• [GIVEN REQUEST]:
Look over the lines below. Report each one that includes the string "screenshot".

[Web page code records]
----------------

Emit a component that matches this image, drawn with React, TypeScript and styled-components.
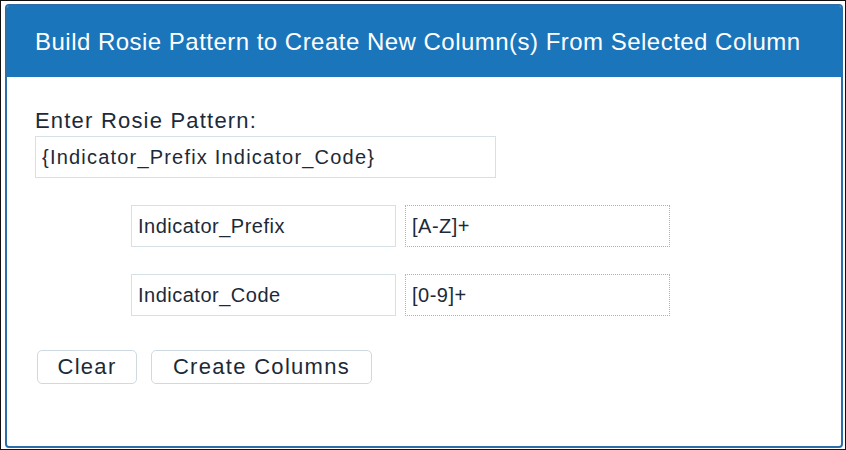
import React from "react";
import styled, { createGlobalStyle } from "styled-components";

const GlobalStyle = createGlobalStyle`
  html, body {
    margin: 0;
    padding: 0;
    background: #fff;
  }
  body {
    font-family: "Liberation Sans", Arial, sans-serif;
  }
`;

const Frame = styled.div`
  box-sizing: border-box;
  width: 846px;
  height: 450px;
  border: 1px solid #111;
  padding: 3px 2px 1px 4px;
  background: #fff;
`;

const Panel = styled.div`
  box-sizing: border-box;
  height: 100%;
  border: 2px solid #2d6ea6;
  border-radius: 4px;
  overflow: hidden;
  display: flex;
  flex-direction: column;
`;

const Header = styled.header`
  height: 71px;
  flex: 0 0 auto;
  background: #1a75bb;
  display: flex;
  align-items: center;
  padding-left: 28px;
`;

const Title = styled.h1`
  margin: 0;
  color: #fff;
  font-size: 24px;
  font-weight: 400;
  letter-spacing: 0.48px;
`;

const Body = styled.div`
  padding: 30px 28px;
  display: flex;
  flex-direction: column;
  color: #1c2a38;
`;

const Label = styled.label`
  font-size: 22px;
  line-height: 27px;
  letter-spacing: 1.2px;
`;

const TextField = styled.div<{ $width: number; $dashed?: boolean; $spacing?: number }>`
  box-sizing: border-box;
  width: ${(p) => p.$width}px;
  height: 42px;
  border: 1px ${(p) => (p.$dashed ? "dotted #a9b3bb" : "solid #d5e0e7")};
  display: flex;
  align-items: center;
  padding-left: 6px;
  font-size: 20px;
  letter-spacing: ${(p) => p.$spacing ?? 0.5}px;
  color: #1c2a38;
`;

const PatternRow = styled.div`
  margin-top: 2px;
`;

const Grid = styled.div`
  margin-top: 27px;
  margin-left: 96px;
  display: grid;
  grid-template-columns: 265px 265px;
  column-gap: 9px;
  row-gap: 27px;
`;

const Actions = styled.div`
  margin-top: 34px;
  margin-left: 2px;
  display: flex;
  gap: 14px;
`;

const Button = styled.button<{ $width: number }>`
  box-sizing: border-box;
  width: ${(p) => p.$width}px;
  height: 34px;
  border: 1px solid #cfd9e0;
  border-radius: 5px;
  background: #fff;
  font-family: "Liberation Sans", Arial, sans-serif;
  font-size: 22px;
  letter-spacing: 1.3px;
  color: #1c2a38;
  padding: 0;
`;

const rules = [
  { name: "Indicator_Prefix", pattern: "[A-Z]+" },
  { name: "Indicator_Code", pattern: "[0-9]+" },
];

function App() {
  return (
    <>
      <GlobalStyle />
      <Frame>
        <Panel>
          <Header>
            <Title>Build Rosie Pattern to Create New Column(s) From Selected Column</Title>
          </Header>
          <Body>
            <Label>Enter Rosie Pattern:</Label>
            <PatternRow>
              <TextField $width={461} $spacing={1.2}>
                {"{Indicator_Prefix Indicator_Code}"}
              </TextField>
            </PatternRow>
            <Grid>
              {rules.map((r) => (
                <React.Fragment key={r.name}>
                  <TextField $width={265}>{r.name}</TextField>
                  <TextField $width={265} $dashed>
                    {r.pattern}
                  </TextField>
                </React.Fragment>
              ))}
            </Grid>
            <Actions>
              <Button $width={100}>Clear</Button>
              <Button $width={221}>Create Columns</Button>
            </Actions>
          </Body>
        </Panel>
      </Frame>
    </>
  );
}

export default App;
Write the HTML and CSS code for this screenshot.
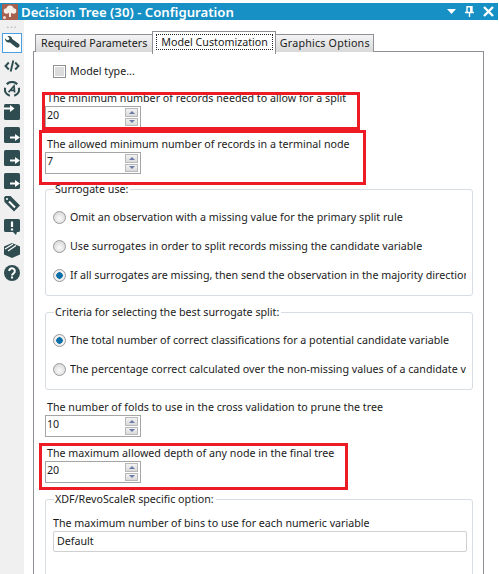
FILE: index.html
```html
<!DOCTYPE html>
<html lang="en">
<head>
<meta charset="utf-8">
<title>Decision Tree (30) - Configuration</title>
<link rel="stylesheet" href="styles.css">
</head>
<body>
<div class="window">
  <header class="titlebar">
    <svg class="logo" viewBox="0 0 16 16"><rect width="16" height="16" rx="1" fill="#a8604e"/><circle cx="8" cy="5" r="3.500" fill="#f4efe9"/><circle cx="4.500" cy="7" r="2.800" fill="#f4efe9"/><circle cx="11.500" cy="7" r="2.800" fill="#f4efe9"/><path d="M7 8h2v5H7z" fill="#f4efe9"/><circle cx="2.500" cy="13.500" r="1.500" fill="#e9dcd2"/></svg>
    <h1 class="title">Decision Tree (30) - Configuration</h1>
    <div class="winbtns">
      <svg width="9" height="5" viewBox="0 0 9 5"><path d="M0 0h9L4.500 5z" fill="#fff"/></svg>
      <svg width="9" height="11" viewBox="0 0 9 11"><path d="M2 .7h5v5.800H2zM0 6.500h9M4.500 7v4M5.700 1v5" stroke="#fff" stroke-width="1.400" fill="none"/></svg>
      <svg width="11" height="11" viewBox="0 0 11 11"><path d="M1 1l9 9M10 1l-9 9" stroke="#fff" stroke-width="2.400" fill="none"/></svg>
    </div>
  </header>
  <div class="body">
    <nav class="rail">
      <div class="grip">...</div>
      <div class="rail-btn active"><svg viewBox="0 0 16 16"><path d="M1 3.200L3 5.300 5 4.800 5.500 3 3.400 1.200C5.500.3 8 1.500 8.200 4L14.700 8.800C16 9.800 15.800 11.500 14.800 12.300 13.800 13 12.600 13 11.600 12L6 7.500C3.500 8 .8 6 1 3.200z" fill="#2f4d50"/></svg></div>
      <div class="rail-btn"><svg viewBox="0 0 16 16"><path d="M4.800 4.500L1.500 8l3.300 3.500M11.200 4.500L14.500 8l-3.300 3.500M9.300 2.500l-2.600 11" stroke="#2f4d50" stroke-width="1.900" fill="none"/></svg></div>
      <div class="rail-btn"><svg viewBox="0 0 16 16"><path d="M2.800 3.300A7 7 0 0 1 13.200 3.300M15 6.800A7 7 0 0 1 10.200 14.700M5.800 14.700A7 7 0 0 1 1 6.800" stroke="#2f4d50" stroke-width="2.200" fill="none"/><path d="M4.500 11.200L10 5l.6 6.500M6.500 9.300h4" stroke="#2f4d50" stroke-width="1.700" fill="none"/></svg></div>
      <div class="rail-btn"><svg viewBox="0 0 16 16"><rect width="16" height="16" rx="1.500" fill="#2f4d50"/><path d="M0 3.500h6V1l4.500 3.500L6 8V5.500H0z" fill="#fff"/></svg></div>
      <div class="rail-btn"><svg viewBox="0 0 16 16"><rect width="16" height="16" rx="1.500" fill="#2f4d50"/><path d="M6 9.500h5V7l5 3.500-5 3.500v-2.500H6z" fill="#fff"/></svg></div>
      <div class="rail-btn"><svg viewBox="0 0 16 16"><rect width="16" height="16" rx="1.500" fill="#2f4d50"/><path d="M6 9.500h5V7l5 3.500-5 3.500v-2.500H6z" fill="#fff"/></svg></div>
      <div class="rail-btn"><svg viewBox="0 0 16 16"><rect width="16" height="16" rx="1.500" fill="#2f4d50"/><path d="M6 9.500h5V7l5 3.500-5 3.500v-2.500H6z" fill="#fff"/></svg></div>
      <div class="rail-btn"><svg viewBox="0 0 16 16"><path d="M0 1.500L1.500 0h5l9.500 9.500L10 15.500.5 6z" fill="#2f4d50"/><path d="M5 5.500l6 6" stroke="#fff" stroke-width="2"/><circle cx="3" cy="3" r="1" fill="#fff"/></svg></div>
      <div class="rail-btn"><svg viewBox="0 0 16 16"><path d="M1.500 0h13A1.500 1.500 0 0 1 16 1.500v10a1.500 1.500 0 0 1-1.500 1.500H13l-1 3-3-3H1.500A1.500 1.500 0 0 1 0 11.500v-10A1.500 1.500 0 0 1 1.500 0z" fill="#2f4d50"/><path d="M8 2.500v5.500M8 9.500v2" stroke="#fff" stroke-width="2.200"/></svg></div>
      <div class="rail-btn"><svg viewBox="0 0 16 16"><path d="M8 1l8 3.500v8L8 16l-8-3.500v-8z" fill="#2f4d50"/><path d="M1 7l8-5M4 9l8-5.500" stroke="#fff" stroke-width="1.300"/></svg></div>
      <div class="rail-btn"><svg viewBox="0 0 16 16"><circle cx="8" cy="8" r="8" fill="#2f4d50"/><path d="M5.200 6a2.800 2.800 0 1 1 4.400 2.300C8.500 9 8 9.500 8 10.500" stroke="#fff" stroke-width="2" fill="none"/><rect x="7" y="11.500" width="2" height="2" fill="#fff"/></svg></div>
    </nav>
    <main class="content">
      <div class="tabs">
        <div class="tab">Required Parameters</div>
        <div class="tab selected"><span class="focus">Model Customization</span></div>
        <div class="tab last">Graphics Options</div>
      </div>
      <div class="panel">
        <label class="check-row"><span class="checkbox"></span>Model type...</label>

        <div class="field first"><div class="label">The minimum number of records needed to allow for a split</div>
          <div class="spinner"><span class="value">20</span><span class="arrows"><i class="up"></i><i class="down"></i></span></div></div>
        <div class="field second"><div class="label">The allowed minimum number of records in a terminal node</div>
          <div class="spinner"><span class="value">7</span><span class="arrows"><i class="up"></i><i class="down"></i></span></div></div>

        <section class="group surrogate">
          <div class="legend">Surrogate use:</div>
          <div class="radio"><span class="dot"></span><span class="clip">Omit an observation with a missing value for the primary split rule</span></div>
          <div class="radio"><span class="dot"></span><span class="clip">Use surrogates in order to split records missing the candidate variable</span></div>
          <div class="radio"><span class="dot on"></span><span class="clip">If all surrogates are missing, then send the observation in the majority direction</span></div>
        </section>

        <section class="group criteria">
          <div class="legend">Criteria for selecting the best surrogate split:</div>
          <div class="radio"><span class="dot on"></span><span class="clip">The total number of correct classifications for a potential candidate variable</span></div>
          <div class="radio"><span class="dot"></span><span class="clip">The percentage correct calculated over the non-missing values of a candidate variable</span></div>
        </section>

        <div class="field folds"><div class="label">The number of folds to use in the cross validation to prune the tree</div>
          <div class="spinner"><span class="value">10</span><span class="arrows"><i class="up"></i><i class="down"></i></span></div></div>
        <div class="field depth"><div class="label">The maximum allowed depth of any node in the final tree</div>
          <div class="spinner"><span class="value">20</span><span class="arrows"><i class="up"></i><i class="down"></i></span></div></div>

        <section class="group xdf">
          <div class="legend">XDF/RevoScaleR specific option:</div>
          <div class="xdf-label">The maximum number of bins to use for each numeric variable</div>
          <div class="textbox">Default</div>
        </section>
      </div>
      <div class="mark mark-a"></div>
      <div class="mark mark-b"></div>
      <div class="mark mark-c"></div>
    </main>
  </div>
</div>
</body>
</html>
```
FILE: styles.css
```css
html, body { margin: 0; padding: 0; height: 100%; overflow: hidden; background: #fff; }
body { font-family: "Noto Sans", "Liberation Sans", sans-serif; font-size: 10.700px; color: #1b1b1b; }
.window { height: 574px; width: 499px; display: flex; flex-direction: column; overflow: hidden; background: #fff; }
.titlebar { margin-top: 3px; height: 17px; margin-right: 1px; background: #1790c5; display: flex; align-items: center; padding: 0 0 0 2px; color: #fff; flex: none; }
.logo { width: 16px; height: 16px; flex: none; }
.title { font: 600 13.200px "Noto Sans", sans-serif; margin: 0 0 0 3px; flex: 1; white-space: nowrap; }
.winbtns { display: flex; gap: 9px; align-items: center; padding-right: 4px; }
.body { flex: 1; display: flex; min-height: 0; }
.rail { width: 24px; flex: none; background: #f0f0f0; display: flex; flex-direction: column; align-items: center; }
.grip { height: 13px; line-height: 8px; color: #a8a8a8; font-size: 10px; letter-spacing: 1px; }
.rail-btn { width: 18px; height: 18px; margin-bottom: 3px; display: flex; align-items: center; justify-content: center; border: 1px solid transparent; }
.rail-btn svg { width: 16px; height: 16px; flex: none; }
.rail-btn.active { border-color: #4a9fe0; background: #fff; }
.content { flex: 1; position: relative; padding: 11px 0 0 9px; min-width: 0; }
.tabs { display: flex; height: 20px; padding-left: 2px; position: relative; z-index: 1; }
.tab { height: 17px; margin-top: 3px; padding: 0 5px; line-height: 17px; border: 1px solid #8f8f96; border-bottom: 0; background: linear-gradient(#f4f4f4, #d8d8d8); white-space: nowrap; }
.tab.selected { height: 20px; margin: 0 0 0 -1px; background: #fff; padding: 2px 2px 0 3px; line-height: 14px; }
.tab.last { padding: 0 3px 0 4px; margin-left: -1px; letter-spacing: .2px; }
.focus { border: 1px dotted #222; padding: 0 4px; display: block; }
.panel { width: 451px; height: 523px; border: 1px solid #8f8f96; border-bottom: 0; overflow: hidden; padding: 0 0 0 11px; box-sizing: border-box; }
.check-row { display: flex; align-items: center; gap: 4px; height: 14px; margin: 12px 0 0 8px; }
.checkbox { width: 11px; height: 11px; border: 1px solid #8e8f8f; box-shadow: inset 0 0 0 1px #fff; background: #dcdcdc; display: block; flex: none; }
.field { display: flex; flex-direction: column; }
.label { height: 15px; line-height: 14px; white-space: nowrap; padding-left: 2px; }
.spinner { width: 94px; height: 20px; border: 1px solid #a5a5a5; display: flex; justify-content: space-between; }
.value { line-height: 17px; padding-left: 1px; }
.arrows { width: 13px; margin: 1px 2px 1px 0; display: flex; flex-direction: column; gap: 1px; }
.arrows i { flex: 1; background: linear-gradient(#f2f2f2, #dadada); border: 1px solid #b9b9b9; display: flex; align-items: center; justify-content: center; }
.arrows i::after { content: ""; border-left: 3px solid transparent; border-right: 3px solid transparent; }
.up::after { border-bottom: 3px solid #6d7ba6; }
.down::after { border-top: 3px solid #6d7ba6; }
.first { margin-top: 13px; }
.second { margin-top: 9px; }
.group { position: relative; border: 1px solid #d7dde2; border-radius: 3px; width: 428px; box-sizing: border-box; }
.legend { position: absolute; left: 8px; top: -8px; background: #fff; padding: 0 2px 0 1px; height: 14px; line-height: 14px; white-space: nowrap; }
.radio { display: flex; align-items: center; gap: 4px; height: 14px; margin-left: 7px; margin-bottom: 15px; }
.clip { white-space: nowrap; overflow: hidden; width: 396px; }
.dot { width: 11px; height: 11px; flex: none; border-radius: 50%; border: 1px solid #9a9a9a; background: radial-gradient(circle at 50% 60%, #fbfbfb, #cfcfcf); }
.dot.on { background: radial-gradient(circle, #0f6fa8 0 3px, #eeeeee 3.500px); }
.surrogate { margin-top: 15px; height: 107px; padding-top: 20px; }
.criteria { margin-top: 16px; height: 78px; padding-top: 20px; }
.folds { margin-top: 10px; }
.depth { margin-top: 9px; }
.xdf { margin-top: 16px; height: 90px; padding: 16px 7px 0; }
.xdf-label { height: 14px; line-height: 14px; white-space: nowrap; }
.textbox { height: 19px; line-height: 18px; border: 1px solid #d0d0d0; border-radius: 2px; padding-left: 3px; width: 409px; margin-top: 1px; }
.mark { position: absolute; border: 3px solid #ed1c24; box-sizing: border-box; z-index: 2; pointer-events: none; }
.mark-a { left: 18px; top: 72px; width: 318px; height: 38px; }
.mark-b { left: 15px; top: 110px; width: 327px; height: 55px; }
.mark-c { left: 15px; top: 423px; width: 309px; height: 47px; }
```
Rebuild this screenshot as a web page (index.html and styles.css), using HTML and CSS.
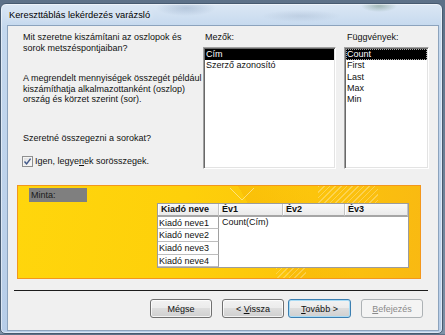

----------------

• [SOLUTION FOR THIS EXERCISE]:
Write the HTML and CSS code for this screenshot.
Rebuild this screenshot as a web page (index.html and styles.css), using HTML and CSS.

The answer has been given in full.